As an artist, Cynthia is currently working on the Llama Book Project, a color and tintype photography book, in collaboration with photographer Edmond Yu.

In May, she will be doing an artist residency at the Haystack Mountain School of Crafts in Maine. Later this year she will be showing works and a big weaving together activation at a group show at the Southeastern Center for Contemporary Art (SECCA), an affiliate of the North Carolina Museum of Art.

Also on her schedule is a solo exhibition next year at the Patricia Sweetow Gallery in Los Angeles that will feature backstrap looms.

After her show, she plans to finally return to the land of her birth for the first time since she left almost half a century ago, practically a whole lifetime. She plans to apply for a Fulbright scholarship, so she can learn the art of weaving traditional Filipino textiles, as well as to really get to know the weavers and their culture. 

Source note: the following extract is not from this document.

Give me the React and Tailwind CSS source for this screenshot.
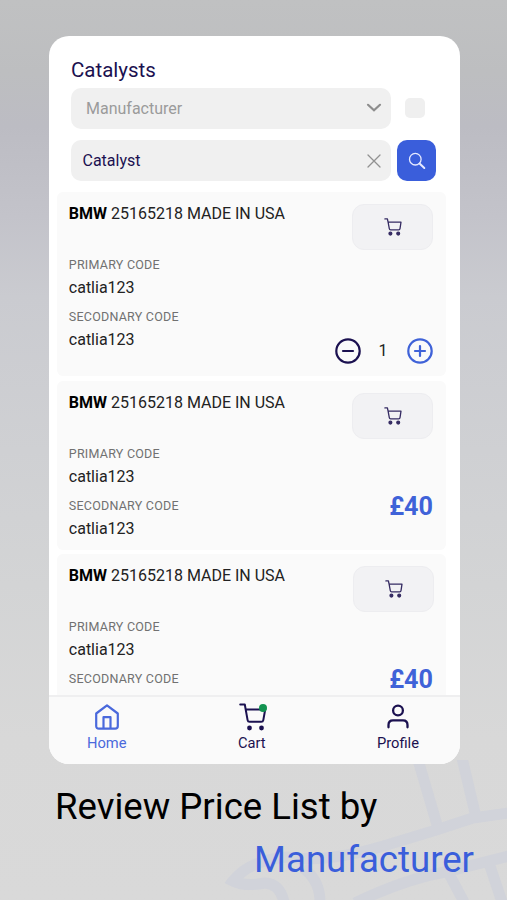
import React from "react";

const items = [
  { id: 1, brand: "BMW", name: "25165218 MADE IN USA", primary: "catlia123", secondary: "catlia123", qty: 1 },
  { id: 2, brand: "BMW", name: "25165218 MADE IN USA", primary: "catlia123", secondary: "catlia123", price: "£40" },
  { id: 3, brand: "BMW", name: "25165218 MADE IN USA", primary: "catlia123", secondary: "catlia123", price: "£40" },
];

// Small trolley used on the add to cart buttons
function CartIcon({ className }) {
  return (
    <svg viewBox="0 0 18 18" className={className} fill="none" stroke="currentColor" strokeWidth="1.3" strokeLinecap="round" strokeLinejoin="round">
      <path d="M.9.9h2.5l.7 3.3M4.1 4.2h12.9l-1 6.5c-.1.8-.6 1.2-1.3 1.2H6.6c-.8 0-1.2-.4-1.3-1.2z" />
      <circle cx="6.4" cy="15.6" r="1.4" fill="currentColor" />
      <circle cx="14.2" cy="15.6" r="1.4" fill="currentColor" />
    </svg>
  );
}

function SearchIcon() {
  return (
    <svg viewBox="0 0 18 18" className="size-[18px]" fill="none" stroke="#e6eaff" strokeLinecap="round">
      <circle cx="7.3" cy="7.2" r="5.8" strokeWidth="1.3" />
      <path d="M11.8 11.8l4.5 4.2" strokeWidth="2" />
    </svg>
  );
}

function Code({ label, value }) {
  return (
    <div className="h-[52.4px]">
      <p className="text-[12.5px] leading-[16px] tracking-[0.24px] text-[#717171]">{label}</p>
      <p className="mt-[4px] text-[16px] leading-[22px] text-[#222]">{value}</p>
    </div>
  );
}

// Minus / value / plus control
function Stepper({ qty }) {
  return (
    <div className="flex items-center">
      <svg viewBox="0 0 26 26" className="size-[26px] text-[#1b1150]" fill="none" stroke="currentColor" strokeWidth="2.2" strokeLinecap="round">
        <circle cx="13" cy="13" r="11.7" />
        <path d="M8 13h10" />
      </svg>
      <span className="w-[46px] pr-[2px] text-center text-[16px] leading-[26px] text-[#222]">{qty}</span>
      <svg viewBox="0 0 26 26" className="size-[26px] text-[#3f62d8]" fill="none" stroke="currentColor" strokeWidth="2.2" strokeLinecap="round">
        <circle cx="13" cy="13" r="11.7" />
        <path d="M8 13h10M13 8v10" />
      </svg>
    </div>
  );
}

function CatalystCard({ item }) {
  return (
    <div className={`flex shrink-0 justify-between rounded-[6px] bg-[#fafafa] pl-[12.3px] pt-3 ${item.qty ? "h-[184px]" : "h-[169px]"} ${item.id === 3 ? "pr-[12px]" : "pr-[13px]"}`}>
      <div>
        <h2 className="text-[16px] leading-[20px] text-[#222]">
          <b className="font-bold text-black">{item.brand}</b> {item.name}
        </h2>
        <div className="mt-[33px]">
          <Code label="PRIMARY CODE" value={item.primary} />
          <Code label="SECODNARY CODE" value={item.secondary} />
        </div>
      </div>
      <div className="flex flex-col items-end">
        <button className="flex h-[46px] w-[81px] items-center justify-center rounded-[12px] border border-[#ededf0] bg-[#f2f2f4] text-[#352b62]">
          <CartIcon className="size-[18px]" />
        </button>
        {item.qty ? (
          <div className="mt-[88px]">
            <Stepper qty={item.qty} />
          </div>
        ) : (
          <p className={`mt-[53px] text-[25.2px] font-bold leading-[30px] text-[#3f62d8] ${item.id === 3 ? "pr-px" : ""}`}>{item.price}</p>
        )}
      </div>
    </div>
  );
}

function NavItem({ label, className, children }) {
  return (
    <div className={`flex flex-col items-center ${className}`}>
      <div className="h-[30px]">{children}</div>
      <span className="text-[14.7px] leading-[20px]">{label}</span>
    </div>
  );
}

function BottomNav() {
  return (
    <nav className="relative flex h-[69px] shrink-0 justify-between border-t-2 border-[#efeff0] bg-[#fafafa] pl-[38.5px] pr-[40.5px] pt-[6px]">
      <NavItem label="Home" className="text-[#4a69dc]">
        <svg viewBox="0 0 26 28" className="h-[28px] w-[26px]" fill="none" stroke="currentColor" strokeWidth="2.2" strokeLinejoin="round">
          <path d="M2.2 10.5L13 2.3l10.8 8.2V23c0 1.7-.9 2.7-2.7 2.7H4.9c-1.8 0-2.7-1-2.7-2.7z" />
          <path d="M9.5 25.5V14.2h7v11.3" />
        </svg>
      </NavItem>
      <NavItem label="Cart" className="text-[#1b1150]">
        <div className="relative left-px">
          <svg viewBox="0 0 28 28" className="size-[28px]" fill="none" stroke="currentColor" strokeWidth="2" strokeLinecap="round" strokeLinejoin="round">
            <path d="M1.2 1.5h4.6l2.8 15.6c.2 1.1.9 1.7 2 1.7h11.6c1.2 0 1.9-.6 2.1-1.7L26.2 6.500H7" />
            <circle cx="10.5" cy="25" r="1.4" fill="currentColor" />
            <circle cx="22.5" cy="25" r="1.4" fill="currentColor" />
          </svg>
          <span className="absolute right-0 top-[1px] size-2 rounded-full bg-[#139350]" />
        </div>
      </NavItem>
      <NavItem label="Profile" className="text-[#1b1150]">
        <svg viewBox="0 0 24 28" className="h-[28px] w-[24px]" fill="none" stroke="currentColor" strokeWidth="2.3" strokeLinecap="round">
          <circle cx="12" cy="7.5" r="4.9" />
          <path d="M2.5 24.3v-2.3c0-3 1.8-4.7 4.5-4.7h10c2.7 0 4.5 1.7 4.5 4.7v2.3" />
        </svg>
      </NavItem>
    </nav>
  );
}

// Faint converter outline in the corner of the backdrop
function Watermark() {
  return (
    <svg viewBox="0 0 282 140" className="absolute bottom-0 right-0 h-[140px] w-[282px]" fill="none" stroke="#d1d3da" strokeWidth="11">
      <path d="M193 0L213 68M237 -2L251 57" />
      <path d="M284 53L248 58L208 71L155 87Q100 103 62 97Q25 100 8 121Q20 127 40 123Q55 124 59 142" />
      <path d="M78 108Q95 120 95 142M130 143Q180 119 220 112L284 96M223 112L239 142M264 103L277 142" />
    </svg>
  );
}

export default function App() {
  return (
    <main className="relative flex h-[900px] w-[507px] flex-col overflow-hidden bg-[linear-gradient(180deg,#c0c1c2_0%,#bdbec0_8%,#bcbcc3_14%,#c3c3ca_24%,#cacbd0_33%,#cfd0d3_50%,#d3d4d5_65%,#d8d8d8_82%,#d9d9d9_100%)] pt-[35.5px] font-[Roboto,sans-serif]">
      <Watermark />

      {/* Phone screen */}
      <section className="relative ml-[48.5px] flex h-[728px] w-[411px] flex-col overflow-hidden rounded-[20px] bg-white">
        <header className="pl-[22.5px] pt-[22.5px]">
          <h1 className="text-[20.5px] leading-[24px] text-[#1b1150]">Catalysts</h1>
          <div className="mt-[6px] flex items-center">
            <div className="flex h-[40.5px] w-[320px] items-center justify-between rounded-[10px] bg-[#f0f0f0] pl-[15px] pr-[9px] text-[16px] text-[#9b9b9b]">
              <span className="pt-px">Manufacturer</span>
              <svg viewBox="0 0 16 10" className="h-[10px] w-[16px]" fill="none" stroke="#8e8e8e" strokeWidth="2.2" strokeLinecap="round">
                <path d="M2 1.8L8 7.3l6-5.5" />
              </svg>
            </div>
            <span className="ml-[14px] size-[20px] rounded-[5px] bg-[#efefef]" />
          </div>
          <div className="mt-[11.5px] flex items-center">
            <div className="flex h-[40.5px] w-[320px] items-center justify-between rounded-[10px] bg-[#f0f0f0] pl-[11.5px] pr-[10px] text-[16px] text-[#1b1150]">
              Catalyst
              <svg viewBox="0 0 14 14" className="size-[14px]" fill="none" stroke="#919191" strokeWidth="1.3" strokeLinecap="round">
                <path d="M1 1l12 12M13 1L1 13" />
              </svg>
            </div>
            <button className="ml-[6px] flex h-[41px] w-[39px] items-center justify-center rounded-[10px] bg-[#3a5edb]">
              <SearchIcon />
            </button>
          </div>
        </header>

        <div className="mt-[11px] flex min-h-0 flex-1 flex-col gap-[4.5px] overflow-hidden pl-2 pr-[13.5px]">
          {items.map((item) => (
            <CatalystCard key={item.id} item={item} />
          ))}
        </div>

        <BottomNav />
      </section>

      {/* Caption */}
      <footer className="relative pl-[55px] pr-[33px] text-[36.6px]">
        <p className="mt-[22px] leading-[42px] text-black">Review Price List by</p>
        <p className="mt-[11px] text-right leading-[42px] text-[#3a5edb]">Manufacturer</p>
      </footer>
    </main>
  );
}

Photo by Lawrence Sumulong

“I’m anxious at the thought of going home. There were the beautiful memories of my grandparents and my cousins and the farm, but then there was also the trauma for many years of being left behind. I was also so ashamed back then because of how I’d pretended I wasn’t Filipino when that woman called me a dogeater. That shame ran deep, so many layers,” says Cynthia. 

“But I’m ready now. I’m in the right place and have the mindset to do it. I’m ready to go back and embrace it now. Weaving is leading me back home.”